A U.S. soldier sentenced to nearly six years in prison after being convicted in Italian court of raping a Nigerian woman could be a free man later this summer.
In an unusual twist, Sgt. James Michael Brown of the 1st Battalion, 508th Infantry Regiment received leniency from the Italian judges even though he didn’t ask for it.
According to Antonio Marchesini, Brown’s Italian attorney, the defense didn’t use Brown’s stint in Iraq to seek leniency in the case or justify the crime. But the soldier’s wartime experience played to the sympathy of the court.
Marchesini confirmed a news report that said the court wrote in Brown’s sentencing document: “The prolonged psychological stress to which the accused was subjected, and the lowered importance he ended up giving to the life and well-being of those around him, can only have influenced the committing of the crimes.”
In November, an Italian court sentenced Brown to five years and eight months on the rape charge. Under Italian law, he won’t be jailed while his case is under appeal, Marchesini said. He is “considered a free man” by the Italian legal system until the court of appeals in Venice makes a ruling on his case, Marchesini said. That appeal isn’t likely to be heard in Italian court for another year or two, Marchesini said in a telephone interview Wednesday.
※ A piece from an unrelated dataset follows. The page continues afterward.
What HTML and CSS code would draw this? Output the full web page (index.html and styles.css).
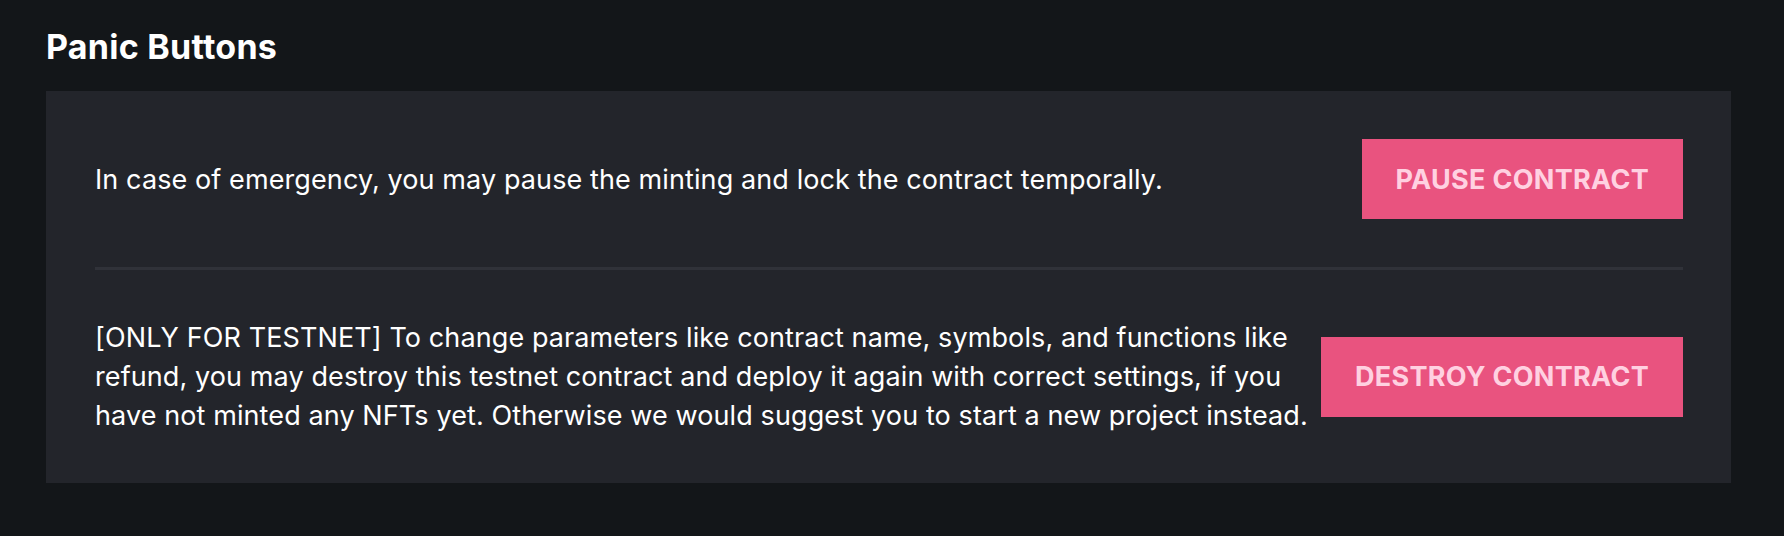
FILE: index.html
```html
<!DOCTYPE html>
<html lang="en">
<head>
<meta charset="utf-8">
<title>Panic Buttons</title>
<link rel="stylesheet" href="styles.css">
</head>
<body>
<main class="page">
  <h2 class="title">Panic Buttons</h2>
  <section class="card">
    <div class="row">
      <p class="text">In case of emergency, you may pause the minting and lock the contract temporally.</p>
      <button class="btn">PAUSE CONTRACT</button>
    </div>
    <div class="divider"></div>
    <div class="row">
      <p class="text">[ONLY FOR TESTNET] To change parameters like contract name, symbols, and functions like refund, you may destroy this testnet contract and deploy it again with correct settings, if you have not minted any NFTs yet. Otherwise we would suggest you to start a new project instead.</p>
      <button class="btn">DESTROY CONTRACT</button>
    </div>
  </section>
</main>
</body>
</html>
```

FILE: styles.css
```css
html, body {
  margin: 0;
  padding: 0;
  background: #131619;
}
body {
  font-family: Inter, "Noto Sans", "Liberation Sans", sans-serif;
  color: #ffffff;
}
.page {
  padding: 27px 53px 0 46px;
}
.title {
  margin: 0;
  font-size: 34px;
  line-height: 40px;
  font-weight: 700;
  letter-spacing: 0.25px;
  color: #ffffff;
}
.card {
  margin-top: 24px;
  background: #23252b;
  padding: 0 48px 0 49px;
}
.row {
  display: flex;
  align-items: center;
  justify-content: space-between;
  gap: 8px;
  padding: 48px 0;
}
.text {
  margin: 0;
  font-size: 27px;
  line-height: 39px;
  font-weight: 400;
  letter-spacing: 0.1px;
  color: #ffffff;
}
.divider {
  height: 3px;
  background: #303239;
}
.btn {
  flex-shrink: 0;
  height: 80px;
  padding: 0 34px;
  border: 0;
  border-radius: 0;
  background: #e9537f;
  color: #ffd1e1;
  font-family: Inter, "Noto Sans", "Liberation Sans", sans-serif;
  font-size: 27px;
  font-weight: 700;
  letter-spacing: 0.3px;
  cursor: pointer;
}
```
Brown, who served at Caserma Ederle in Vicenza, Italy, is being held in the U.S. military detention facility in Mannheim, Germany, pending his discharge, said Maj. Carl Fehrenbacher, a Southern European Task Force spokesman.
Brown could walk away from his prison sentence in Italy — at least temporarily — when he is discharged by the Army this year. Once he receives his discharge papers, he no longer will be a steward of the U.S. military, and can return to the U.S. as he waits out the appeal.
Brown faced eight years’ confinement for raping a Nigerian woman in Vicenza in February 2004, three days after he returned from a yearlong stint in Iraq. The 508th Infantry Regiment is the 173rd Airborne Regiment’s primary deployable unit and answered to SETAF during a recently completed tour in Afghanistan.
Lt. Col. Jerry O’Hara, another SETAF spokesman, said Brown has been held at the Army’s discretion in Mannheim. The facility is Europe’s only U.S. military detention facility and currently houses some 70 prisoners.
Numerous factors, including flight risk, were taken into account when the decision was made to confine Brown after the conviction, O’Hara said.
He stressed that Brown’s fate with the Army is still being decided, and he would not say if an Army decision would come before or after a decision is made on the Italian appeal.
Marchesini said he filed an appeal because he believes Brown was convicted unjustly.
The woman he was charged of raping was a prostitute, Marchesini contends. Brown set out that Saturday night for a few drinks and to celebrate his return from Iraq.
“He thought he was frequenting a prostitute,” Marchesini said. “She denied she was a prostitute, but the court ruled she was a prostitute. Still, at the last moment, she did not want to have sex, and the court ruled the sex was not consensual.”
Brown beat and handcuffed the Nigerian woman, raped her, and left her to wander the streets naked in search of help.
If the appeals court upholds the conviction, Brown will have to serve the sentence in an Italian prison.
Stars and Stripes reporter Geoff Ziezulewicz contributed to this story.